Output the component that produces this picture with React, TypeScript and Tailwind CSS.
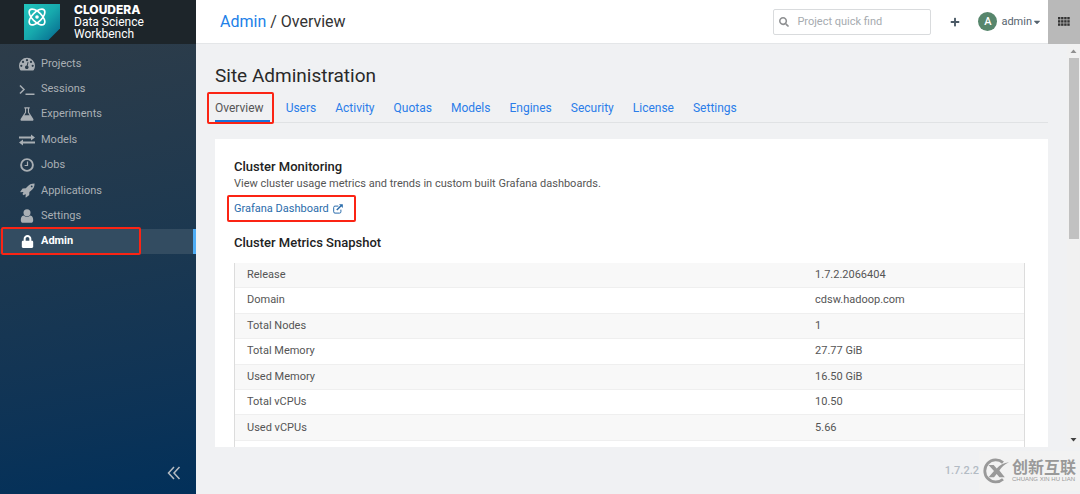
import type { ReactNode } from "react";
import clsx from "clsx";
import { FaCaretDown, FaLock, FaPlus, FaSearch } from "react-icons/fa";

function DashboardIcon() {
  return (
    <svg viewBox="0 0 16 14" className="w-4 h-[14px]">
      <path
        d="M8 .8a8 8 0 0 0-8 8c0 1.500.4 2.900 1.200 4.200.1.300.4.400.7.400h12.200c.3 0 .6-.1.700-.4.800-1.300 1.200-2.700 1.200-4.200a8 8 0 0 0-8-8z"
        fill="currentColor"
      />
      <g fill="#2c3c49">
        <circle cx="2.300" cy="8.800" r="1.100" />
        <circle cx="4" cy="4.900" r="1.100" />
        <circle cx="8" cy="3.200" r="1.100" />
        <circle cx="12" cy="4.900" r="1.100" />
        <circle cx="13.700" cy="8.800" r="1.100" />
        <path d="M8.600 5.100l.9.250-.8 3.400a1.800 1.800 0 1 1-1-.25z" />
      </g>
    </svg>
  );
}

function TerminalIcon() {
  return (
    <svg viewBox="0 0 16 14" className="w-4 h-[14px]" fill="none" stroke="currentColor" strokeWidth="1.500">
      <path d="M1 3.500l4 4-4 4M6.500 12.200H15.500" />
    </svg>
  );
}

function FlaskIcon() {
  return (
    <svg viewBox="0 0 14 14" className="size-[14px]">
      <path
        d="M4.300.3h5.400v1.200h-.7v3.700l4.200 6.500c.7 1.100.2 2.100-1.200 2.100H2c-1.400 0-1.900-1-1.200-2.100L5 5.200V1.500h-.7z"
        fill="currentColor"
      />
      <path d="M6.100 1.500h1.800v4l1.700 2.700H4.400l1.700-2.700z" fill="#283b4b" />
    </svg>
  );
}

function ExchangeIcon() {
  return (
    <svg viewBox="0 0 16 12" className="w-4 h-3" fill="currentColor">
      <path d="M0 2.500h12V.4L16 3.500l-4 3.100V4.500H0zM16 7.500H4V5.400L0 8.500l4 3.100V9.500h12z" />
    </svg>
  );
}

function ClockIcon() {
  return (
    <svg viewBox="0 0 14 14" className="size-[14px]" fill="none" stroke="currentColor">
      <circle cx="7" cy="7" r="5.900" strokeWidth="1.900" />
      <path d="M7.500 3.500v4H4.600" strokeWidth="1.200" />
    </svg>
  );
}

function RocketIcon() {
  return (
    <svg viewBox="0 0 15 15" className="size-[15px]">
      <path
        d="M14.600.4c-3.400 0-5.500 1-7.600 3.500L5.800 5.300l-3 .2c-.2 0-.3.100-.4.200L.300 8.700c-.2.300 0 .5.300.5l2.500-.3.300.6-1 1.500L3.600 12.300 5.200 11.300l.6.300-.3 2.500c0 .3.300.5.500.3l3-2.100c.1-.1.200-.2.200-.4l.2-3L10.900 7.800C13.500 5.600 14.600 3.800 14.600.4z"
        fill="currentColor"
      />
      <circle cx="11.700" cy="3.400" r=".9" fill="#203a50" />
    </svg>
  );
}

function UserIcon() {
  return (
    <svg viewBox="0 0 14 14" className="size-[14px]" fill="currentColor">
      <path d="M3.600 6.400C1.600 6.800.8 8.600.8 11.200c0 1.600.9 2.600 2.300 2.600h7.800c1.400 0 2.300-1 2.300-2.600 0-2.600-.8-4.400-2.800-4.800A4.800 4.800 0 0 1 7 7.800a4.800 4.800 0 0 1-3.400-1.400z" />
      <circle cx="7" cy="3.700" r="3.500" />
    </svg>
  );
}

function ExternalLinkIcon() {
  return (
    <svg viewBox="0 0 10 10" className="size-[10px]" fill="none" stroke="currentColor" strokeWidth="1">
      <path d="M5.400 2.100H2A1.300 1.300 0 0 0 .7 3.400v4.400A1.300 1.300 0 0 0 2 9.100h4.600a1.300 1.300 0 0 0 1.300-1.300V5.600" />
      <path d="M3.800 6 8 1.800" strokeWidth="1.500" />
      <path d="M6 .2h3.800V4z" fill="currentColor" stroke="none" />
    </svg>
  );
}

function AppsIcon() {
  return (
    <svg viewBox="0 0 12 9" className="w-3 h-[9px]" fill="currentColor">
      {[0, 3.1, 6.2, 9.3].map((x) =>
        [0, 3.2, 6.4].map((y) => <rect key={`${x}-${y}`} x={x} y={y} width="2.4" height="2.4" />),
      )}
    </svg>
  );
}

function LogoMark() {
  return (
    <svg viewBox="0 0 36 36" className="size-9 shrink-0">
      <defs>
        <linearGradient id="mark" x1="0" y1="0" x2="1" y2="1">
          <stop offset="0" stopColor="#22c5bd" />
          <stop offset="0.5" stopColor="#17a9ad" />
          <stop offset="1" stopColor="#05658d" />
        </linearGradient>
      </defs>
      <path d="M0 0h36v24.500L24.500 36H0z" fill="url(#mark)" />
      <g fill="none" stroke="#fff" strokeWidth="1.600">
        <ellipse cx="13" cy="13" rx="10" ry="4.800" transform="rotate(45 13 13)" />
        <ellipse cx="13" cy="13" rx="10" ry="4.800" transform="rotate(-45 13 13)" />
      </g>
      <circle cx="13" cy="13" r="1.800" fill="#fff" />
    </svg>
  );
}

function WatermarkLogo() {
  return (
    <svg viewBox="0 0 28 26" className="w-7 h-[26px] shrink-0">
      <path d="M21 4.600A11 11 0 1 0 21 21.200" fill="none" stroke="#999" strokeWidth="2.800" />
      <path
        d="M6.500 7h5.200l3 3.400C18 6.800 21.500 5 27 4.200c-4.800 2.200-7.600 5-9.600 8.400l5.400 6.600h-5.400l-2.700-3.300-2.700 3.300H6.500l5.500-6.200z"
        fill="#999"
      />
    </svg>
  );
}

const NAV_ITEMS: { label: string; icon: ReactNode; active?: boolean }[] = [
  { label: "Projects", icon: <DashboardIcon /> },
  { label: "Sessions", icon: <TerminalIcon /> },
  { label: "Experiments", icon: <FlaskIcon /> },
  { label: "Models", icon: <ExchangeIcon /> },
  { label: "Jobs", icon: <ClockIcon /> },
  { label: "Applications", icon: <RocketIcon /> },
  { label: "Settings", icon: <UserIcon /> },
  { label: "Admin", icon: <FaLock size={13} />, active: true },
];

const TABS = ["Overview", "Users", "Activity", "Quotas", "Models", "Engines", "Security", "License", "Settings"];

const METRICS = [
  ["Release", "1.7.2.2066404"],
  ["Domain", "cdsw.hadoop.com"],
  ["Total Nodes", "1"],
  ["Total Memory", "27.77 GiB"],
  ["Used Memory", "16.50 GiB"],
  ["Total vCPUs", "10.50"],
  ["Used vCPUs", "5.66"],
];

function Highlight({ className }: { className?: string }) {
  return <span className={clsx("absolute border-2 border-[#fb2414] rounded-xs pointer-events-none", className)} />;
}

function Sidebar() {
  return (
    <aside className="w-[196px] shrink-0 flex flex-col bg-linear-170 from-[#303d48] via-[#1c3850] to-[#02305a]">
      <div className="h-11 flex gap-[14px] pl-6 pt-1 bg-[#1d252a] text-white">
        <LogoMark />
        <div className="text-xs leading-3">
          <div className="font-['Inter'] font-extrabold">CLOUDERA</div>
          <div>Data Science</div>
          <div>Workbench</div>
        </div>
      </div>
      <nav className="h-[203px] mt-[7px] flex flex-col">
        {NAV_ITEMS.map((item) => (
          <a
            key={item.label}
            href="#"
            className={clsx(
              "relative flex-1 flex items-center gap-[6px] pl-[19px]",
              item.active ? "bg-[#334c61] border-r-3 border-[#4fadf5] text-white font-bold" : "text-[#a9afb4]",
            )}
          >
            <span className="w-4 flex justify-center">{item.icon}</span>
            {item.label}
            {item.active && <Highlight className="left-px -top-[2px] -bottom-px w-[140px]" />}
          </a>
        ))}
      </nav>
      <button type="button" aria-label="Collapse sidebar" className="mt-auto ml-auto mr-[15px] mb-[14px] text-[#b6bcc2]">
        <svg viewBox="0 0 14 14" className="size-[14px]" fill="none" stroke="currentColor" strokeWidth="1.500">
          <path d="M7 1 1.500 7 7 13M12.500 1 7 7l5.500 6" />
        </svg>
      </button>
    </aside>
  );
}

function Header() {
  return (
    <header className="h-11 shrink-0 flex items-center bg-white border-b border-[#e4e6e8]">
      <h1 className="pl-6 text-base text-[#333]">
        <a href="#" className="text-[#2180e8]">
          Admin
        </a>{" "}
        / Overview
      </h1>
      <label className="ml-auto w-[158px] h-[26px] flex items-center gap-2 px-[5px] border border-[#d9dbdd] rounded-xs">
        <FaSearch size={10} className="shrink-0 text-[#8e9092]" />
        <input
          type="text"
          aria-label="Project quick find"
          placeholder="Project quick find"
          className="min-w-0 flex-1 outline-none placeholder:text-[#a6abaf]"
        />
      </label>
      <button type="button" aria-label="Create" className="ml-[19px] text-[#4b5a66]">
        <FaPlus size={10} />
      </button>
      <button type="button" className="ml-[18px] flex items-center text-[#56636e]">
        <span className="size-[19px] mr-1 rounded-full bg-[#57866c] flex items-center justify-center text-white font-medium">
          A
        </span>
        admin
        <FaCaretDown size={10} />
      </button>
      <button
        type="button"
        aria-label="Apps"
        className="ml-[6px] w-8 h-11 flex items-center justify-center bg-[#b9b9b9] text-[#333]"
      >
        <AppsIcon />
      </button>
    </header>
  );
}

function Tabs() {
  return (
    <nav className="mt-3 flex gap-[19px] border-b border-[#e0e2e4] text-xs leading-4">
      {TABS.map((tab, index) => (
        <a
          key={tab}
          href="#"
          className={clsx(
            "relative h-[22px] border-b-2",
            index === 0 ? "pr-[6px] -mr-[3px] border-[#1a73d9] text-[#555]" : "border-transparent text-[#2b7de9]",
          )}
        >
          {tab}
          {index === 0 && <Highlight className="-left-2 -right-1 -top-2 -bottom-1" />}
        </a>
      ))}
    </nav>
  );
}

function ClusterCard() {
  return (
    <section className="mt-4 flex-1 min-h-0 overflow-hidden flex flex-col bg-white pl-[19px] pr-[23px] pt-5">
      <h3 className="text-[13px] leading-4 font-medium text-[#222]">Cluster Monitoring</h3>
      <p className="leading-[18px]">View cluster usage metrics and trends in custom built Grafana dashboards.</p>
      <div className="mt-2 flex">
        <a href="#" className="relative flex items-center gap-1 text-[#2a6cab]">
          Grafana Dashboard
          <ExternalLinkIcon />
          <Highlight className="-left-[7px] -right-[13px] -top-[6px] -bottom-[5px]" />
        </a>
      </div>
      <h3 className="mt-[18px] text-[13px] leading-4 font-medium text-[#222]">Cluster Metrics Snapshot</h3>
      <div className="mt-3 flex-1 border-x border-[#dcdcdc]">
        <table className="w-full h-[178px] table-fixed">
          <tbody>
            {METRICS.map(([name, value]) => (
              <tr key={name} className="odd:bg-[#f8f8f8] border-b border-[#efefef]">
                <th scope="row" className="w-[72%] pl-3 text-left font-normal">
                  {name}
                </th>
                <td className="pl-3">{value}</td>
              </tr>
            ))}
          </tbody>
        </table>
      </div>
    </section>
  );
}

function Scrollbar() {
  return (
    <div className="w-[13px] shrink-0 flex flex-col items-center bg-[#f1f1f1]">
      <svg viewBox="0 0 13 14" className="w-[13px] h-[14px]">
        <path d="M3.500 9 6.500 5.500 9.500 9z" fill="#909090" />
      </svg>
      <div className="w-[10px] h-[45%] bg-[#c1c1c1]" />
      <svg viewBox="0 0 13 14" className="mt-auto w-[13px] h-[14px]">
        <path d="M3.500 5 6.500 8.500 9.500 5z" fill="#404040" />
      </svg>
    </div>
  );
}

export default function App() {
  return (
    <div className="h-screen flex overflow-hidden font-['Roboto','Noto_Sans_CJK_SC',sans-serif] text-[11px] leading-4 text-[#555]">
      <Sidebar />
      <div className="flex-1 min-w-0 flex flex-col bg-[#f0f1f3]">
        <Header />
        <div className="flex-1 min-h-0 flex">
          <main className="flex-1 min-w-0 flex flex-col px-[19px]">
            <h2 className="mt-5 text-[19px] leading-6 text-[#292929]">Site Administration</h2>
            <Tabs />
            <ClusterCard />
          </main>
          <Scrollbar />
        </div>
        <footer className="h-[47px] shrink-0 flex items-center justify-end text-[#b3bbc4] font-medium">
          <span>1.7.2.2</span>
          <div className="flex items-center h-10 pl-[3px] pr-1 gap-[2px] bg-[#f2f2f2] text-[#999]">
            <WatermarkLogo />
            <div>
              <div className="text-base leading-4 font-bold">创新互联</div>
              <div className="font-['Liberation_Sans'] text-[6px] leading-[6px] font-normal">CHUANG XIN HU LIAN</div>
            </div>
          </div>
        </footer>
      </div>
    </div>
  );
}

> **Instructions for the task**
Repeat the lines exactly as they stand, from the opening line of the data through the line with "FaLock, FaPlus, FaSearch". Pictures stay out of the copy.

> **Solved exercise**
Output the component that produces this picture with React, TypeScript and Tailwind CSS.
import type { ReactNode } from "react";
import clsx from "clsx";
import { FaCaretDown, FaLock, FaPlus, FaSearch } from "react-icons/fa";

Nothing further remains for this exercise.